Key points on systems and controls, MI and whistleblowing:
- Focusing on why, rather than whether, a customer needs a product gave rise to mis-selling – Sales were made on an advised basis. Staff were not trained to assess whether customers needed the product, rather they were trained to identify why the customer needed the product and to overcome objections. Sales staff were informed that responding to objections was "not about selling a product to a customer who does not want or need the cover; it is about tailoring your explanation of the product benefits to address the objection and to make sure the customer takes out a product they want".
- Carphone Warehouse's senior management committee had inadequate MI to oversee the sales:
- MI did not contain sufficient qualitative information regarding reasons for customer complaints and cancellations.
- Customer survey questions were not sufficiently broad to pick up that sales staff were failing properly to assess customer needs.
- The committee failed to consider whistleblowing reports for most of the relevant period and when it did so, MI did not contain sufficient qualitative data about the reasons for whistleblowing events.
- Emphasis placed on the significance of whistleblowing – In announcing the penalty, the FCA placed great emphasis on the fact that this investigation stemmed from whistleblowing reports. Mark Steward made the following comment:
"Without whistleblowers coming forward these practices may never have come to light. In the past few years, whistleblowers have contributed critical intelligence to the enforcement actions we have taken against firms and individuals."
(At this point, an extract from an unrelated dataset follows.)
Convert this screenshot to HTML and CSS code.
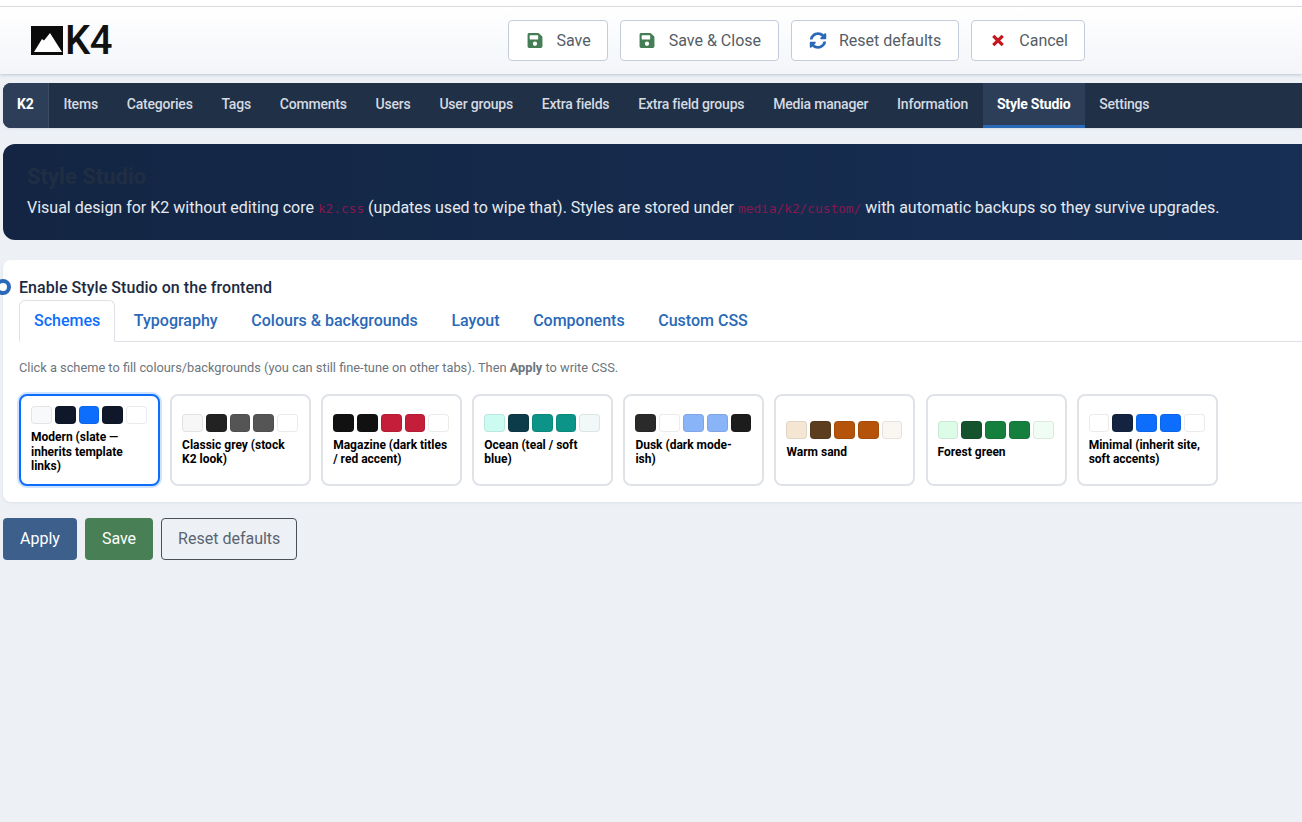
FILE: index.html
```html
<!DOCTYPE html>
<html lang="en">
<head>
<meta charset="UTF-8">
<meta name="viewport" content="width=device-width, initial-scale=1.0">
<title>Style Studio</title>
<link rel="stylesheet" href="styles.css">
</head>
<body>
<div class="top-strip"></div>
<header class="toolbar">
  <div class="logo">
    <svg class="logo-mark" viewBox="0 0 32 29" width="32" height="29"><rect width="32" height="29" fill="#0b0b0b"/><path d="M3 26 L11 13 L13 14.5 L19 7 L31 26 Z" fill="#fff"/></svg>
    <span class="logo-text">K4</span>
  </div>
  <div class="toolbar-actions">
    <button class="tool-btn"><svg class="ico ico-save" viewBox="0 0 448 512"><path d="M433.9 129.9l-83.8-83.8A48 48 0 0 0 316.1 32H48C21.5 32 0 53.5 0 80v352c0 26.5 21.5 48 48 48h352c26.5 0 48-21.5 48-48V163.9a48 48 0 0 0-14.1-34zM224 416c-35.3 0-64-28.7-64-64s28.7-64 64-64 64 28.7 64 64-28.7 64-64 64zm96-304.5V212c0 6.6-5.4 12-12 12H76c-6.6 0-12-5.4-12-12V108c0-6.6 5.4-12 12-12h228.5c3.2 0 6.2 1.3 8.5 3.5l3.5 3.5a12 12 0 0 1 3.5 8.5z"/></svg>Save</button>
    <button class="tool-btn"><svg class="ico ico-save" viewBox="0 0 448 512"><path d="M433.9 129.9l-83.8-83.8A48 48 0 0 0 316.1 32H48C21.5 32 0 53.5 0 80v352c0 26.5 21.5 48 48 48h352c26.5 0 48-21.5 48-48V163.9a48 48 0 0 0-14.1-34zM224 416c-35.3 0-64-28.7-64-64s28.7-64 64-64 64 28.7 64 64-28.7 64-64 64zm96-304.5V212c0 6.6-5.4 12-12 12H76c-6.6 0-12-5.4-12-12V108c0-6.6 5.4-12 12-12h228.5c3.2 0 6.2 1.3 8.5 3.5l3.5 3.5a12 12 0 0 1 3.5 8.5z"/></svg>Save &amp; Close</button>
    <button class="tool-btn"><svg class="ico ico-sync" viewBox="0 0 512 512"><path d="M370.7 133.3C339.5 104 298.9 88 255.8 88c-77.5.1-144.3 53.2-162.8 126.9-1.3 5.4-6.1 9.1-11.6 9.1H24.1c-7.5 0-13.2-6.8-11.8-14.2C33.9 94.9 134.8 8 256 8c66.4 0 126.8 26.1 171.3 68.7L463 41c15.1-15.1 41-4.4 41 16.9V192c0 13.3-10.7 24-24 24H345.9c-21.4 0-32.1-25.9-17-41l41.8-41.7zM32 296h134.1c21.4 0 32.1 25.9 17 41l-41.8 41.7c31.3 29.3 71.9 45.3 114.9 45.3 77.4-.1 144.3-53.1 162.8-126.8 1.3-5.4 6.1-9.2 11.6-9.2h57.3c7.5 0 13.2 6.8 11.8 14.2C478.1 417.1 377.2 504 256 504c-66.4 0-126.8-26.1-171.3-68.7L49 471c-15.1 15.1-41 4.4-41-16.9V320c0-13.3 10.7-24 24-24z"/></svg>Reset defaults</button>
    <button class="tool-btn"><svg class="ico ico-cancel" viewBox="0 0 18 18"><path d="M4 4 L14 14 M14 4 L4 14"/></svg>Cancel</button>
  </div>
</header>

<div class="content">
  <nav class="k2-nav">
    <a class="brand" href="#">K2</a>
    <a href="#">Items</a>
    <a href="#">Categories</a>
    <a href="#">Tags</a>
    <a href="#">Comments</a>
    <a href="#">Users</a>
    <a href="#">User groups</a>
    <a href="#">Extra fields</a>
    <a href="#">Extra field groups</a>
    <a href="#">Media manager</a>
    <a href="#">Information</a>
    <a class="active" href="#">Style Studio</a>
    <a href="#">Settings</a>
  </nav>

  <section class="banner">
    <h1>Style Studio</h1>
    <p>Visual design for K2 without editing core <code>k2.css</code> (updates used to wipe that). Styles are stored under <code>media/k2/custom/</code> with automatic backups so they survive upgrades.</p>
  </section>

  <section class="panel">
    <label class="enable-row"><span class="radio"></span>Enable Style Studio on the frontend</label>
    <ul class="tabs">
      <li class="active">Schemes</li>
      <li>Typography</li>
      <li>Colours &amp; backgrounds</li>
      <li>Layout</li>
      <li>Components</li>
      <li>Custom CSS</li>
    </ul>
    <p class="hint">Click a scheme to fill colours/backgrounds (you can still fine-tune on other tabs). Then <strong>Apply</strong> to write CSS.</p>
    <div class="schemes" id="schemes"></div>
  </section>

  <div class="actions">
    <button class="btn btn-apply">Apply</button>
    <button class="btn btn-save">Save</button>
    <button class="btn btn-reset">Reset defaults</button>
  </div>
</div>

<script>
  const schemes = [
    { name: 'Modern (slate — inherits template links)', colors: ['#f8f9fb', '#0f172a', '#0d6efd', '#0f172a', '#ffffff'], selected: true },
    { name: 'Classic grey (stock K2 look)', colors: ['#f7f7f7', '#222222', '#555555', '#555555', '#ffffff'] },
    { name: 'Magazine (dark titles / red accent)', colors: ['#111111', '#111111', '#c41e3a', '#c41e3a', '#ffffff'] },
    { name: 'Ocean (teal / soft blue)', colors: ['#ccfbf1', '#0c3b4a', '#0d9488', '#0d9488', '#f0f9f8'] },
    { name: 'Dusk (dark mode-ish)', colors: ['#2a2a2a', '#ffffff', '#8ab4f8', '#8ab4f8', '#1c1c1c'] },
    { name: 'Warm sand', colors: ['#f5e6d3', '#5c3d1e', '#b45309', '#b45309', '#faf7f2'] },
    { name: 'Forest green', colors: ['#dcfce7', '#14532d', '#15803d', '#15803d', '#f0fdf4'] },
    { name: 'Minimal (inherit site, soft accents)', colors: ['#ffffff', '#132340', '#0d6efd', '#0d6efd', '#ffffff'] }
  ];
  const wrap = document.getElementById('schemes');
  schemes.forEach(s => {
    const card = document.createElement('div');
    card.className = s.selected ? 'scheme selected' : 'scheme';
    const row = document.createElement('div');
    row.className = 'swatches';
    s.colors.forEach(c => {
      const sw = document.createElement('span');
      sw.style.backgroundColor = c;
      row.appendChild(sw);
    });
    const label = document.createElement('div');
    label.className = 'scheme-name';
    label.textContent = s.name;
    card.appendChild(row);
    card.appendChild(label);
    wrap.appendChild(card);
  });
</script>
</body>
</html>
```

FILE: styles.css
```css
* {
    box-sizing: border-box;
}
html, body {
    overflow-x: hidden;
}
body {
    margin: 0;
    min-height: 822px;
    background-color: #edf1f6;
    color: #212529;
    font-family: Roboto, "Liberation Sans", sans-serif;
    font-size: 16px;
}
.top-strip {
    height: 7px;
    background: #fff;
    border-bottom: 1px solid #e1e3e6;
}
.toolbar {
    display: flex;
    align-items: center;
    height: 67px;
    padding: 0 0 0 31px;
    background: linear-gradient(#ffffff, #f3f5f9);
    box-shadow: 0 1px 3px rgba(30, 50, 80, 0.22);
}
.logo {
    display: flex;
    align-items: center;
    gap: 2px;
    width: 477px;
}
.logo-mark {
    display: block;
}
.logo-text {
    font-size: 40px;
    font-weight: 500;
    letter-spacing: -0.5px;
    line-height: 29px;
    color: #111;
}
.toolbar-actions {
    display: flex;
    gap: 12px;
}
.tool-btn {
    display: flex;
    align-items: center;
    gap: 12.5px;
    height: 41px;
    padding: 0 16.5px 0 17px;
    background: #fff;
    border: 1px solid #c4ccdb;
    border-radius: 4px;
    color: #555d66;
    font-family: inherit;
    font-size: 16px;
}
.ico {
    display: block;
    width: 18px;
    height: 17px;
}
.ico-save {
    fill: #457d54;
}
.ico-sync {
    fill: #2a69b8;
}
.ico-cancel {
    fill: none;
    stroke: #c4161c;
    stroke-width: 3.4;
}

.content {
    margin-right: -20px;
    padding: 9px 0 0 3px;
}
.k2-nav {
    display: flex;
    height: 45px;
    background: #1f3047;
    border-radius: 8px;
    overflow: hidden;
    box-shadow: 0 1px 2px rgba(30, 50, 80, 0.1);
}
.k2-nav a {
    display: flex;
    align-items: center;
    padding: 0 14.4px 3px;
    color: #d5dae1;
    font-size: 14px;
    font-weight: 500;
    letter-spacing: -0.2px;
    text-decoration: none;
}
.k2-nav .brand {
    width: 46px;
    padding: 0 0 3px 14px;
    background: #2d3f58;
    border-right: 1px solid #3a4c66;
    color: #fff;
    font-weight: 700;
}
.k2-nav .active {
    background: #2d3f58;
    border-bottom: 3px solid #2a69b8;
    color: #fff;
    font-weight: 700;
    padding-bottom: 0;
}

.banner {
    height: 96px;
    margin-top: 16px;
    padding: 19px 24px 0;
    background: linear-gradient(90deg, #132543, #172f55);
    border-radius: 12px;
}
.banner h1 {
    margin: 0 0 6px;
    color: #1f2e43;
    font-size: 22px;
    font-weight: 700;
    line-height: 27px;
}
.banner p {
    margin: 0;
    color: #e6eaf0;
    font-size: 16px;
    line-height: 24px;
}
.banner code {
    color: #84194f;
    font-family: "DejaVu Sans Mono", "Liberation Mono", monospace;
    font-size: 12.8px;
}

.panel {
    height: 242px;
    margin-top: 20px;
    padding: 15px 16px 16px;
    background: #fff;
    border-radius: 8px;
    box-shadow: 0 1px 3px rgba(30, 50, 80, 0.08);
}
.enable-row {
    display: flex;
    align-items: center;
    gap: 8px;
    margin: 0 0 1px -24px;
    height: 24px;
    color: #1c2b41;
    font-weight: 500;
    letter-spacing: 0.05px;
}
.radio {
    width: 16px;
    height: 16px;
    background: #fff;
    border: 4px solid #2a69b8;
    border-radius: 50%;
}
.tabs {
    display: flex;
    gap: 3.6px;
    margin: 0;
    padding: 0;
    list-style: none;
    border-bottom: 1px solid #dee2e6;
}
.tabs li {
    height: 42px;
    margin-bottom: -1px;
    padding: 10px 14px 0;
    border: 1px solid transparent;
    border-radius: 6px 6px 0 0;
    color: #2a69b8;
    font-weight: 500;
}
.tabs .active {
    background: #fff;
    border-color: #dee2e6 #dee2e6 #fff;
    color: #0d6efd;
}
.hint {
    margin: 18px 0 18px;
    color: #6c757d;
    font-size: 12.8px;
    line-height: 16px;
}
.schemes {
    display: flex;
    gap: 10.1px;
}
.scheme {
    display: flex;
    flex-direction: column;
    justify-content: center;
    width: 141px;
    height: 92px;
    padding: 0 11px 0 10px;
    background: #fff;
    border: 2px solid #dfe3e8;
    border-radius: 8px;
}
.scheme.selected {
    border-color: #0d6efd;
    box-shadow: 0 0 0 2px rgba(13, 110, 253, 0.2);
}
.swatches {
    display: flex;
    gap: 3px;
    margin-bottom: 6px;
}
.swatches span {
    flex: 1;
    height: 18px;
    border: 1px solid rgba(0, 0, 0, 0.08);
    border-radius: 4px;
}
.scheme-name {
    color: #000;
    font-size: 12px;
    font-weight: 700;
    line-height: 14.4px;
}

.actions {
    display: flex;
    gap: 8px;
    margin-top: 16px;
}
.btn {
    height: 42px;
    padding: 0 16px 2px;
    border: 1px solid transparent;
    border-radius: 4px;
    font-family: inherit;
    font-size: 16px;
}
.btn-apply {
    background: #3d5f8c;
    color: #fff;
}
.btn-save {
    background: #487f55;
    color: #fff;
}
.btn-reset {
    background: transparent;
    border-color: #4a5058;
    color: #5a6470;
}
```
Key points on the FCA's penalty process:
- RDC confirms broad scope of "relevant revenue" in penalty calculation – In accordance with the FCA's penalty calculation formula, the FCA's fine is based on "relevant revenue" which is the revenue derived by the firm during the period of the breach from the products or business areas to which the breach relates. Carphone Warehouse argued that this figure should be confined to the sales commission it earned. The RDC disagreed, extending relevant revenue to include post-sales payments and profit commission.
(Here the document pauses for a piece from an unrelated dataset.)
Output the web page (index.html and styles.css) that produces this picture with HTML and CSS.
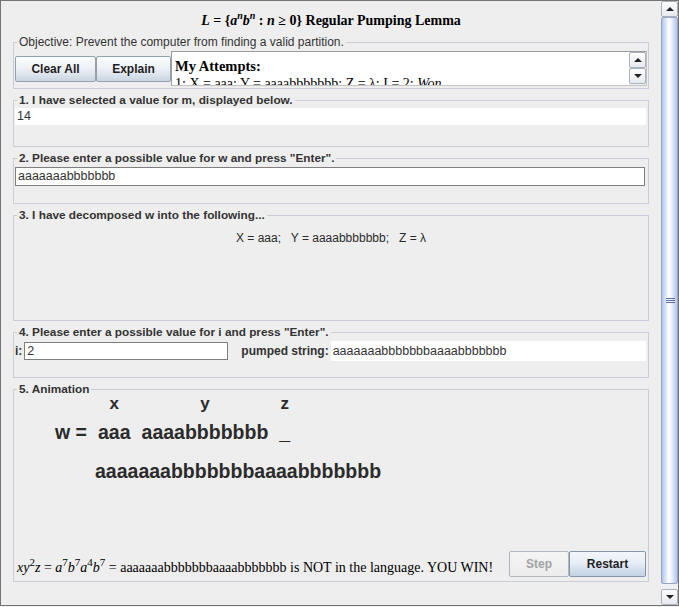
FILE: index.html
```html
<!DOCTYPE html>
<html>
<head>
<meta charset="utf-8">
<link rel="stylesheet" href="styles.css">
</head>
<body>
<div class="window">
  <div class="content">
    <div class="title"><i>L</i> = {<i>a</i><span class="tsup"><i>n</i></span><i>b</i><span class="tsup"><i>n</i></span> : <i>n</i> ≥ 0} Regular Pumping Lemma</div>

    <fieldset class="group g-obj">
      <legend class="obj-legend">Objective: Prevent the computer from finding a valid partition.</legend>
      <div class="obj-row">
        <button class="btn btn-clear">Clear All</button>
        <button class="btn btn-explain">Explain</button>
        <div class="attempts">
          <div class="attempts-text">
            <div class="att-head">My Attempts:</div>
            <div class="att-line">1: X = aaa; Y = aaaabbbbbbb; Z = λ; I = 2; <i>Won</i></div>
          </div>
          <div class="mini-scroll">
            <div class="sbtn"><span class="tri-up"></span></div>
            <div class="sbtn"><span class="tri-down"></span></div>
          </div>
        </div>
      </div>
    </fieldset>

    <fieldset class="group g-1">
      <legend>1. I have selected a value for m, displayed below.</legend>
      <div class="field plain f-m">14</div>
    </fieldset>

    <fieldset class="group g-2">
      <legend>2. Please enter a possible value for w and press "Enter".</legend>
      <div class="field boxed f-w">aaaaaaabbbbbbb</div>
    </fieldset>

    <fieldset class="group g-3">
      <legend>3. I have decomposed w into the following...</legend>
      <div class="decomp">X = aaa;&nbsp;&nbsp; Y = aaaabbbbbbb;&nbsp;&nbsp; Z = λ</div>
    </fieldset>

    <fieldset class="group g-4">
      <legend>4. Please enter a possible value for i and press "Enter".</legend>
      <div class="row4">
        <span class="lbl lbl-i">i:</span>
        <div class="field boxed f-i">2</div>
        <span class="lbl lbl-p">pumped string:</span>
        <div class="field plain f-p">aaaaaaabbbbbbbaaaabbbbbbb</div>
      </div>
    </fieldset>

    <fieldset class="group g-5">
      <legend>5. Animation</legend>
      <div class="anim-box">
        <div class="anim">
          <div class="seg seg-w"><span class="seg-l">&nbsp;</span><span class="seg-v">w =</span></div>
          <div class="seg"><span class="seg-l">x</span><span class="seg-v">aaa</span></div>
          <div class="seg"><span class="seg-l">y</span><span class="seg-v">aaaabbbbbbb</span></div>
          <div class="seg"><span class="seg-l">z</span><span class="seg-v">_</span></div>
        </div>
        <div class="pumped">aaaaaaabbbbbbbaaaabbbbbbb</div>
        <div class="bottom-row">
          <div class="result"><i>xy</i><span class="sup">2</span><i>z</i> = <i>a</i><span class="sup">7</span><i>b</i><span class="sup">7</span><i>a</i><span class="sup">4</span><i>b</i><span class="sup">7</span> = aaaaaaabbbbbbbaaaabbbbbbb is NOT in the language. YOU WIN!</div>
          <div class="btn-pair">
            <button class="btn btn-step" disabled>Step</button>
            <button class="btn btn-restart">Restart</button>
          </div>
        </div>
      </div>
    </fieldset>
  </div>

  <div class="vscroll">
    <div class="sbtn big"><span class="tri-up"></span></div>
    <div class="thumb"><span class="grip"></span></div>
    <div class="track"></div>
    <div class="sbtn big"><span class="tri-down"></span></div>
  </div>
</div>
</body>
</html>
```

FILE: styles.css
```css
html, body {
  margin: 0;
  padding: 0;
  background: #eeeeee;
}

body {
  font-family: "Liberation Sans", Arial, sans-serif;
  color: #333333;
}

.window {
  width: 679px;
  height: 606px;
  box-sizing: border-box;
  border: 1px solid #747474;
  display: flex;
  background: #eeeeee;
  overflow: hidden;
}

.content {
  flex: 1;
  min-width: 0;
  padding: 0 12px;
  display: flex;
  flex-direction: column;
  gap: 4px;
}

.title {
  height: 34px;
  box-sizing: border-box;
  padding-top: 12px;
  margin-bottom: -4px;
  text-align: center;
  font-family: "Liberation Serif", "Times New Roman", serif;
  font-weight: bold;
  font-size: 14px;
  line-height: 16px;
  color: #000;
}

.tsup {
  font-size: 10px;
  position: relative;
  top: -6px;
  line-height: 0;
}

/* titled panels */
.group {
  margin: 0;
  padding: 0;
  border: 1px solid #c9ced6;
  min-width: 0;
  box-sizing: border-box;
}

.group legend {
  margin-left: 3px;
  padding: 0 2px;
  font-weight: bold;
  font-size: 11.8px;
  line-height: 14px;
  color: #333;
}

.group legend.obj-legend {
  font-weight: normal;
  font-size: 12px;
  color: #333;
}

.g-obj { height: 54px; }
.g-1 { height: 54px; }
.g-2 { height: 53px; }
.g-3 { height: 113px; }
.g-4 { height: 53px; }
.g-5 { height: 200px; }

/* objective row */
.obj-row {
  display: flex;
  align-items: center;
  padding-top: 2px;
  padding-left: 1px;
  padding-right: 1px;
}

.btn {
  font-family: "Liberation Sans", Arial, sans-serif;
  font-weight: bold;
  font-size: 12px;
  color: #1f1f1f;
  height: 26px;
  padding: 0;
  margin: 0;
  border: 1px solid #95a0ad;
  border-radius: 2px;
  background: linear-gradient(#fbfcfd 0%, #eef2f6 45%, #dbe3ec 75%, #c9d4e1 100%);
}

.btn-clear { width: 81px; }
.btn-explain { width: 75px; }

.attempts {
  flex: 1;
  height: 35px;
  box-sizing: border-box;
  border: 1px solid #9c9c9c;
  border-right-color: #c3c3c3;
  border-bottom-color: #c3c3c3;
  background: #fff;
  display: flex;
  overflow: hidden;
}

.attempts-text {
  flex: 1;
  padding: 5px 0 0 3px;
  font-family: "Liberation Serif", "Times New Roman", serif;
  font-size: 14px;
  line-height: 17px;
  color: #000;
  overflow: hidden;
  white-space: nowrap;
}

.att-head {
  font-weight: bold;
  font-size: 14.5px;
  line-height: 18px;
}

.mini-scroll {
  width: 17px;
  display: flex;
  flex-direction: column;
  background: #f2f2f2;
}

.sbtn {
  height: 16px;
  box-sizing: border-box;
  border: 1px solid #a9b1bc;
  border-radius: 2px;
  background: linear-gradient(#fdfdfd, #e6eaef);
  display: flex;
  align-items: center;
  justify-content: center;
}

.tri-up, .tri-down {
  width: 0;
  height: 0;
  border-left: 4px solid transparent;
  border-right: 4px solid transparent;
}
.tri-up { border-bottom: 4px solid #222; }
.tri-down { border-top: 4px solid #222; }

/* fields */
.field {
  box-sizing: border-box;
  font-size: 12.5px;
  color: #333;
  white-space: nowrap;
  background: #fff;
}

.plain { border: none; }
.boxed { border: 1px solid #7f7f7f; }

.f-m {
  margin: 1px 2px 0 1px;
  height: 17px;
  line-height: 17px;
  padding-left: 2px;
}

.f-w {
  margin: 2px 3px 0 1px;
  height: 19px;
  line-height: 17px;
  padding-left: 2px;
}

.decomp {
  margin-top: 8px;
  text-align: center;
  font-size: 12px;
  line-height: 16px;
  color: #2b2b2b;
}

.row4 {
  display: flex;
  align-items: center;
  height: 20px;
  margin-top: 2px;
}

.lbl {
  font-weight: bold;
  font-size: 12px;
  color: #333;
}

.lbl-i { margin-left: 1px; margin-right: 2px; }

.f-i {
  width: 204px;
  height: 18px;
  line-height: 16px;
  padding-left: 2px;
}

.lbl-p { margin-left: 13px; margin-right: 2px; }

.f-p {
  flex: 1;
  height: 20px;
  line-height: 20px;
  margin-right: 2px;
  padding-left: 2px;
}

/* animation */
.anim-box {
  height: 185px;
  display: flex;
  flex-direction: column;
}

.anim {
  display: flex;
  gap: 11px;
  margin-left: 41px;
}

.seg {
  display: flex;
  flex-direction: column;
  align-items: center;
}

.seg-l {
  font-weight: bold;
  font-size: 17px;
  line-height: 16px;
  color: #2b2b2b;
}

.seg-v {
  margin-top: 8px;
  font-weight: bold;
  font-size: 19.5px;
  line-height: 24px;
  color: #2b2b2b;
}

.pumped {
  margin-top: 15px;
  margin-left: 81px;
  font-weight: bold;
  font-size: 19.5px;
  line-height: 24px;
  color: #2b2b2b;
}

.bottom-row {
  margin-top: auto;
  margin-bottom: 4px;
  display: flex;
  align-items: center;
}

.result {
  flex: 1;
  padding-left: 3px;
  padding-top: 7px;
  font-family: "Liberation Serif", "Times New Roman", serif;
  font-size: 14px;
  line-height: 16px;
  color: #000;
  white-space: nowrap;
}

.sup {
  font-size: 11px;
  position: relative;
  top: -6px;
  line-height: 0;
}

.btn-pair {
  display: flex;
  margin-right: 2px;
}

.btn-step {
  width: 60px;
  color: #a3a3a3;
  border-color: #b0b6bd;
  background: linear-gradient(#f4f4f4, #ececec);
}

.btn-restart {
  width: 77px;
  border-color: #8595aa;
  background: linear-gradient(#f3f6fa 0%, #e6edf5 45%, #d3deeb 75%, #c4d2e4 100%);
}

/* main scrollbar */
.vscroll {
  width: 17px;
  display: flex;
  flex-direction: column;
  background: #eef0f3;
}

.thumb {
  flex: 1;
  box-sizing: border-box;
  border: 1px solid #93a5c8;
  border-radius: 2px;
  background: linear-gradient(to right, #b3c4e8 0%, #dbe6fb 25%, #ffffff 45%, #eaf1fd 65%, #c7d6f2 85%, #b4c5e6 100%);
  display: flex;
  align-items: center;
  justify-content: center;
}

.grip {
  width: 9px;
  height: 6px;
  margin-left: 2px;
  background: repeating-linear-gradient(#5d6f95 0 1px, transparent 1px 2px);
}

.track {
  height: 5px;
}
```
- Discount given for redress scheme – but more credit would have been given for a broader redress scheme – Carphone Warehouse conducted two redress processes. The first relating to policy cancellations and the second relating to customer complaints. The schemes were limited in scope in certain respects. For example, the first scheme excluded passive cancellations. The FCA made no criticism of this but indicated that had the redress schemes both been broader in scope the FCA "would have given more weight to the redress exercises as mitigating factors".
- Historical disciplinary action retains weight as an aggravating factor – Carphone Warehouse had been fined in 2006 in relation to sales of insurance products during 2005. Although the events in question occurred almost 15 years ago and did not relate to the same specific issues, the FCA considered the previous disciplinary sanction "particularly relevant" and an aggravating factor because the firm had committed to a comprehensive review of its insurance sales channels in 2006 which it had "clearly failed properly to carry out".
- First Final Notice under partial settlement procedure – This is the first finally decided case under the FCA's new partial settlement process, which allows firms to agree some parts of a case whilst challenging others and preserving some or all of the settlement discount. In this case the firm agreed all facts and liability but challenged Enforcement's proposed penalty at the RDC and received a full 30% settlement discount as a result. The FCA's previously announced Decision Notice against Linear Investments under the same partial settlement procedure is subject to challenge in the Upper Tribunal.